>> Start Material provided
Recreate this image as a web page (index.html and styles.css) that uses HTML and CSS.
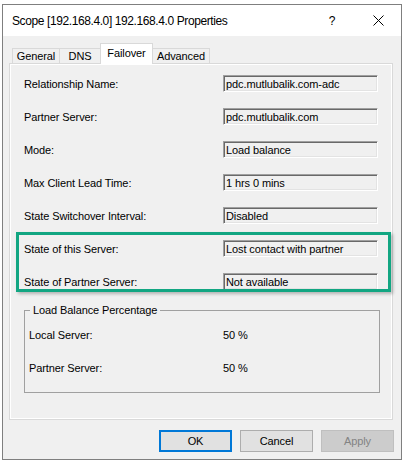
FILE: index.html
```html
<!DOCTYPE html>
<html>
<head>
<meta charset="utf-8">
<link rel="stylesheet" href="styles.css">
</head>
<body>
<div class="window">
  <div class="titlebar">
    <span class="title">Scope [192.168.4.0] 192.168.4.0 Properties</span>
    <span class="help">?</span>
    <span class="close"><svg width="11" height="11" viewBox="0 0 11 11"><path d="M0.5 0.5 L10.5 10.5 M10.5 0.5 L0.5 10.5" stroke="#000" stroke-width="1" fill="none"/></svg></span>
  </div>
  <div class="tabs">
    <div class="tab t-general">General</div>
    <div class="tab t-dns">DNS</div>
    <div class="tab t-failover selected">Failover</div>
    <div class="tab t-advanced">Advanced</div>
  </div>
  <div class="panel">
    <div class="rows">
      <div class="row"><span class="label">Relationship Name:</span><span class="field">pdc.mutlubalik.com-adc</span></div>
      <div class="row"><span class="label">Partner Server:</span><span class="field">pdc.mutlubalik.com</span></div>
      <div class="row"><span class="label">Mode:</span><span class="field">Load balance</span></div>
      <div class="row"><span class="label">Max Client Lead Time:</span><span class="field">1 hrs 0 mins</span></div>
      <div class="row"><span class="label">State Switchover Interval:</span><span class="field">Disabled</span></div>
      <div class="row"><span class="label">State of this Server:</span><span class="field">Lost contact with partner</span></div>
      <div class="row"><span class="label">State of Partner Server:</span><span class="field">Not available</span></div>
    </div>
    <fieldset class="group">
      <legend>Load Balance Percentage</legend>
      <div class="grows">
        <div class="grow"><span class="glabel">Local Server:</span><span>50 %</span></div>
        <div class="grow"><span class="glabel">Partner Server:</span><span>50 %</span></div>
      </div>
    </fieldset>
    <div class="highlight"></div>
  </div>
  <div class="buttons">
    <div class="btn default">OK</div>
    <div class="btn">Cancel</div>
    <div class="btn disabled">Apply</div>
  </div>
</div>
</body>
</html>
```

FILE: styles.css
```css
html, body {
  margin: 0;
  padding: 0;
  background: #ffffff;
}
body {
  font-family: "Liberation Sans", Arial, sans-serif;
  font-size: 11px;
  letter-spacing: -0.1px;
  color: #000;
}
.window {
  margin: 4px 0 0 2px;
  width: 400px;
  height: 456px;
  box-sizing: border-box;
  border: 1px solid #7f7f7f;
  background: #f0f0f0;
  display: flex;
  flex-direction: column;
}
.titlebar {
  height: 31px;
  background: #ffffff;
  display: flex;
  align-items: center;
  padding-left: 9px;
  flex: none;
}
.title {
  font-size: 12px;
  letter-spacing: -0.4px;
  flex: 1;
  white-space: nowrap;
}
.help {
  width: 46px;
  text-align: center;
  font-size: 12px;
}
.close {
  width: 46px;
  height: 31px;
  display: flex;
  align-items: center;
  justify-content: center;
}
.close svg { display: block; }
.tabs {
  height: 27px;
  display: flex;
  align-items: flex-end;
  padding-left: 9px;
  flex: none;
}
.tab {
  box-sizing: border-box;
  height: 15px;
  border: 1px solid #d9d9d9;
  border-bottom: none;
  background: #f0f0f0;
  display: flex;
  align-items: center;
  justify-content: center;
  line-height: 13px;
  margin-left: -1px;
}
.t-general { width: 48px; margin-left: 0; }
.t-dns { width: 42px; }
.t-failover { width: 53px; }
.t-advanced { width: 58px; }
.tab.selected {
  height: 21px;
  margin-bottom: -1px;
  background: #ffffff;
  position: relative;
  z-index: 1;
  padding-bottom: 2px;
}
.panel {
  position: relative;
  margin-left: 6px;
  width: 384px;
  height: 357px;
  box-sizing: border-box;
  border: 1px solid #d9d9d9;
  box-shadow: inset 0 0 0 1px #ffffff;
  background: #f0f0f0;
  padding: 11px 0 0 14px;
  flex: none;
}
.rows {
  display: flex;
  flex-direction: column;
  gap: 16px;
}
.row {
  display: flex;
  align-items: center;
  height: 17px;
}
.label {
  width: 199px;
  flex: none;
}
.field {
  box-sizing: border-box;
  width: 155px;
  height: 17px;
  border-top: 1px solid #a0a0a0;
  border-left: 1px solid #a0a0a0;
  border-right: 1px solid #ffffff;
  border-bottom: 1px solid #ffffff;
  box-shadow: inset 1px 1px 0 #696969, inset -1px -1px 0 #e3e3e3;
  padding: 2px 0 0 2px;
  line-height: 13px;
  white-space: nowrap;
  overflow: hidden;
}
.group {
  margin: 14px 0 0 0;
  width: 356px;
  height: 89px;
  box-sizing: border-box;
  border: 1px solid #a0a0a0;
  padding: 12px 0 0 4px;
  min-width: 0;
}
.group legend {
  margin-left: 1px;
  padding: 0 3px;
  line-height: 13px;
}
.grows {
  display: flex;
  flex-direction: column;
  gap: 20px;
}
.grow {
  display: flex;
  line-height: 13px;
}
.glabel {
  width: 194px;
  flex: none;
}
.highlight {
  position: absolute;
  left: 6px;
  top: 168px;
  width: 375px;
  height: 60px;
  box-sizing: border-box;
  border: 3px solid #12a682;
  box-shadow: 2px 2px 3px rgba(0, 0, 0, 0.25);
}
.buttons {
  margin-top: 10px;
  display: flex;
  justify-content: flex-end;
  gap: 8px;
  padding-right: 7px;
  flex: none;
}
.btn {
  box-sizing: border-box;
  width: 73px;
  height: 22px;
  border: 1px solid #adadad;
  background: #e1e1e1;
  display: flex;
  align-items: center;
  justify-content: center;
}
.btn.default {
  border: 1px solid #0078d7;
  box-shadow: inset 0 0 0 1px #0078d7;
}
.btn.disabled {
  border-color: #bfbfbf;
  background: #cccccc;
  color: #838383;
}
```
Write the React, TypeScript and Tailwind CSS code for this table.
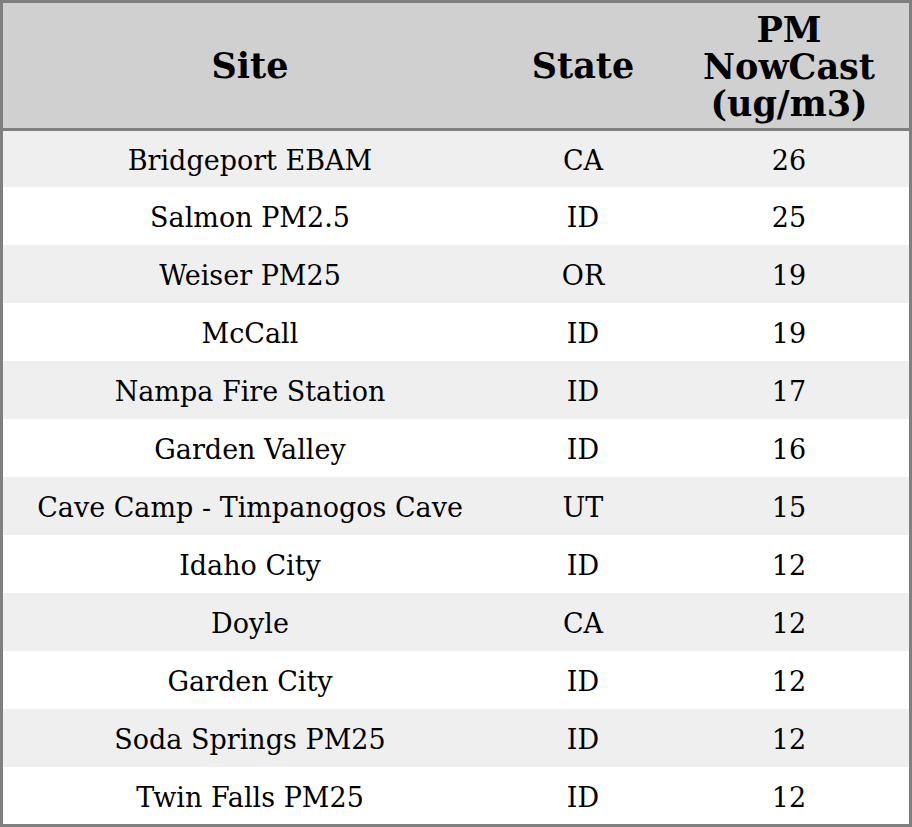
import React from "react";

const rows: [string, string, string][] = [
  ["Bridgeport EBAM", "CA", "26"],
  ["Salmon PM2.5", "ID", "25"],
  ["Weiser PM25", "OR", "19"],
  ["McCall", "ID", "19"],
  ["Nampa Fire Station", "ID", "17"],
  ["Garden Valley", "ID", "16"],
  ["Cave Camp - Timpanogos Cave", "UT", "15"],
  ["Idaho City", "ID", "12"],
  ["Doyle", "CA", "12"],
  ["Garden City", "ID", "12"],
  ["Soda Springs PM25", "ID", "12"],
  ["Twin Falls PM25", "ID", "12"],
];

export default function App() {
  return (
    <div
      className="w-[912px] h-[827px] border-[3px] border-[#808080] flex flex-col text-black bg-white"
      style={{ fontFamily: '"DejaVu Serif", serif' }}
    >
      <div className="h-[128px] shrink-0 bg-[#d0d0d0] border-b-[3px] border-[#808080] flex items-center font-bold text-[35px] leading-[37px]">
        <div className="w-[494px] text-center">Site</div>
        <div className="w-[172px] text-center">State</div>
        <div className="flex-1 text-center pt-[2px]">
          PM
          <br />
          NowCast
          <br />
          (ug/m3)
        </div>
      </div>
      {rows.map((r, i) => (
        <div
          key={i}
          className={`flex items-center pt-[5px] text-[27px] ${
            i === 0 ? "h-[56px] shrink-0" : i === rows.length - 1 ? "flex-1" : "h-[58px] shrink-0"
          } ${i % 2 === 0 ? "bg-[#efefef]" : "bg-white"}`}
        >
          <div className="w-[494px] text-center">{r[0]}</div>
          <div className="w-[172px] text-center">{r[1]}</div>
          <div className="flex-1 text-center">{r[2]}</div>
        </div>
      ))}
    </div>
  );
}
>> End Material provided
**To do**.
Reproduce every line precisely as given, omitting all pictures.

**Full solution**.
Recreate this image as a web page (index.html and styles.css) that uses HTML and CSS.
FILE: index.html
```html
<!DOCTYPE html>
<html>
<head>
<meta charset="utf-8">
<link rel="stylesheet" href="styles.css">
</head>
<body>
<div class="window">
  <div class="titlebar">
    <span class="title">Scope [192.168.4.0] 192.168.4.0 Properties</span>
    <span class="help">?</span>
    <span class="close"><svg width="11" height="11" viewBox="0 0 11 11"><path d="M0.5 0.5 L10.5 10.5 M10.5 0.5 L0.5 10.5" stroke="#000" stroke-width="1" fill="none"/></svg></span>
  </div>
  <div class="tabs">
    <div class="tab t-general">General</div>
    <div class="tab t-dns">DNS</div>
    <div class="tab t-failover selected">Failover</div>
    <div class="tab t-advanced">Advanced</div>
  </div>
  <div class="panel">
    <div class="rows">
      <div class="row"><span class="label">Relationship Name:</span><span class="field">pdc.mutlubalik.com-adc</span></div>
      <div class="row"><span class="label">Partner Server:</span><span class="field">pdc.mutlubalik.com</span></div>
      <div class="row"><span class="label">Mode:</span><span class="field">Load balance</span></div>
      <div class="row"><span class="label">Max Client Lead Time:</span><span class="field">1 hrs 0 mins</span></div>
      <div class="row"><span class="label">State Switchover Interval:</span><span class="field">Disabled</span></div>
      <div class="row"><span class="label">State of this Server:</span><span class="field">Lost contact with partner</span></div>
      <div class="row"><span class="label">State of Partner Server:</span><span class="field">Not available</span></div>
    </div>
    <fieldset class="group">
      <legend>Load Balance Percentage</legend>
      <div class="grows">
        <div class="grow"><span class="glabel">Local Server:</span><span>50 %</span></div>
        <div class="grow"><span class="glabel">Partner Server:</span><span>50 %</span></div>
      </div>
    </fieldset>
    <div class="highlight"></div>
  </div>
  <div class="buttons">
    <div class="btn default">OK</div>
    <div class="btn">Cancel</div>
    <div class="btn disabled">Apply</div>
  </div>
</div>
</body>
</html>
```

FILE: styles.css
```css
html, body {
  margin: 0;
  padding: 0;
  background: #ffffff;
}
body {
  font-family: "Liberation Sans", Arial, sans-serif;
  font-size: 11px;
  letter-spacing: -0.1px;
  color: #000;
}
.window {
  margin: 4px 0 0 2px;
  width: 400px;
  height: 456px;
  box-sizing: border-box;
  border: 1px solid #7f7f7f;
  background: #f0f0f0;
  display: flex;
  flex-direction: column;
}
.titlebar {
  height: 31px;
  background: #ffffff;
  display: flex;
  align-items: center;
  padding-left: 9px;
  flex: none;
}
.title {
  font-size: 12px;
  letter-spacing: -0.4px;
  flex: 1;
  white-space: nowrap;
}
.help {
  width: 46px;
  text-align: center;
  font-size: 12px;
}
.close {
  width: 46px;
  height: 31px;
  display: flex;
  align-items: center;
  justify-content: center;
}
.close svg { display: block; }
.tabs {
  height: 27px;
  display: flex;
  align-items: flex-end;
  padding-left: 9px;
  flex: none;
}
.tab {
  box-sizing: border-box;
  height: 15px;
  border: 1px solid #d9d9d9;
  border-bottom: none;
  background: #f0f0f0;
  display: flex;
  align-items: center;
  justify-content: center;
  line-height: 13px;
  margin-left: -1px;
}
.t-general { width: 48px; margin-left: 0; }
.t-dns { width: 42px; }
.t-failover { width: 53px; }
.t-advanced { width: 58px; }
.tab.selected {
  height: 21px;
  margin-bottom: -1px;
  background: #ffffff;
  position: relative;
  z-index: 1;
  padding-bottom: 2px;
}
.panel {
  position: relative;
  margin-left: 6px;
  width: 384px;
  height: 357px;
  box-sizing: border-box;
  border: 1px solid #d9d9d9;
  box-shadow: inset 0 0 0 1px #ffffff;
  background: #f0f0f0;
  padding: 11px 0 0 14px;
  flex: none;
}
.rows {
  display: flex;
  flex-direction: column;
  gap: 16px;
}
.row {
  display: flex;
  align-items: center;
  height: 17px;
}
.label {
  width: 199px;
  flex: none;
}
.field {
  box-sizing: border-box;
  width: 155px;
  height: 17px;
  border-top: 1px solid #a0a0a0;
  border-left: 1px solid #a0a0a0;
  border-right: 1px solid #ffffff;
  border-bottom: 1px solid #ffffff;
  box-shadow: inset 1px 1px 0 #696969, inset -1px -1px 0 #e3e3e3;
  padding: 2px 0 0 2px;
  line-height: 13px;
  white-space: nowrap;
  overflow: hidden;
}
.group {
  margin: 14px 0 0 0;
  width: 356px;
  height: 89px;
  box-sizing: border-box;
  border: 1px solid #a0a0a0;
  padding: 12px 0 0 4px;
  min-width: 0;
}
.group legend {
  margin-left: 1px;
  padding: 0 3px;
  line-height: 13px;
}
.grows {
  display: flex;
  flex-direction: column;
  gap: 20px;
}
.grow {
  display: flex;
  line-height: 13px;
}
.glabel {
  width: 194px;
  flex: none;
}
.highlight {
  position: absolute;
  left: 6px;
  top: 168px;
  width: 375px;
  height: 60px;
  box-sizing: border-box;
  border: 3px solid #12a682;
  box-shadow: 2px 2px 3px rgba(0, 0, 0, 0.25);
}
.buttons {
  margin-top: 10px;
  display: flex;
  justify-content: flex-end;
  gap: 8px;
  padding-right: 7px;
  flex: none;
}
.btn {
  box-sizing: border-box;
  width: 73px;
  height: 22px;
  border: 1px solid #adadad;
  background: #e1e1e1;
  display: flex;
  align-items: center;
  justify-content: center;
}
.btn.default {
  border: 1px solid #0078d7;
  box-shadow: inset 0 0 0 1px #0078d7;
}
.btn.disabled {
  border-color: #bfbfbf;
  background: #cccccc;
  color: #838383;
}
```
Write the React, TypeScript and Tailwind CSS code for this table.
import React from "react";

const rows: [string, string, string][] = [
  ["Bridgeport EBAM", "CA", "26"],
  ["Salmon PM2.5", "ID", "25"],
  ["Weiser PM25", "OR", "19"],
  ["McCall", "ID", "19"],
  ["Nampa Fire Station", "ID", "17"],
  ["Garden Valley", "ID", "16"],
  ["Cave Camp - Timpanogos Cave", "UT", "15"],
  ["Idaho City", "ID", "12"],
  ["Doyle", "CA", "12"],
  ["Garden City", "ID", "12"],
  ["Soda Springs PM25", "ID", "12"],
  ["Twin Falls PM25", "ID", "12"],
];

export default function App() {
  return (
    <div
      className="w-[912px] h-[827px] border-[3px] border-[#808080] flex flex-col text-black bg-white"
      style={{ fontFamily: '"DejaVu Serif", serif' }}
    >
      <div className="h-[128px] shrink-0 bg-[#d0d0d0] border-b-[3px] border-[#808080] flex items-center font-bold text-[35px] leading-[37px]">
        <div className="w-[494px] text-center">Site</div>
        <div className="w-[172px] text-center">State</div>
        <div className="flex-1 text-center pt-[2px]">
          PM
          <br />
          NowCast
          <br />
          (ug/m3)
        </div>
      </div>
      {rows.map((r, i) => (
        <div
          key={i}
          className={`flex items-center pt-[5px] text-[27px] ${
            i === 0 ? "h-[56px] shrink-0" : i === rows.length - 1 ? "flex-1" : "h-[58px] shrink-0"
          } ${i % 2 === 0 ? "bg-[#efefef]" : "bg-white"}`}
        >
          <div className="w-[494px] text-center">{r[0]}</div>
          <div className="w-[172px] text-center">{r[1]}</div>
          <div className="flex-1 text-center">{r[2]}</div>
        </div>
      ))}
    </div>
  );
}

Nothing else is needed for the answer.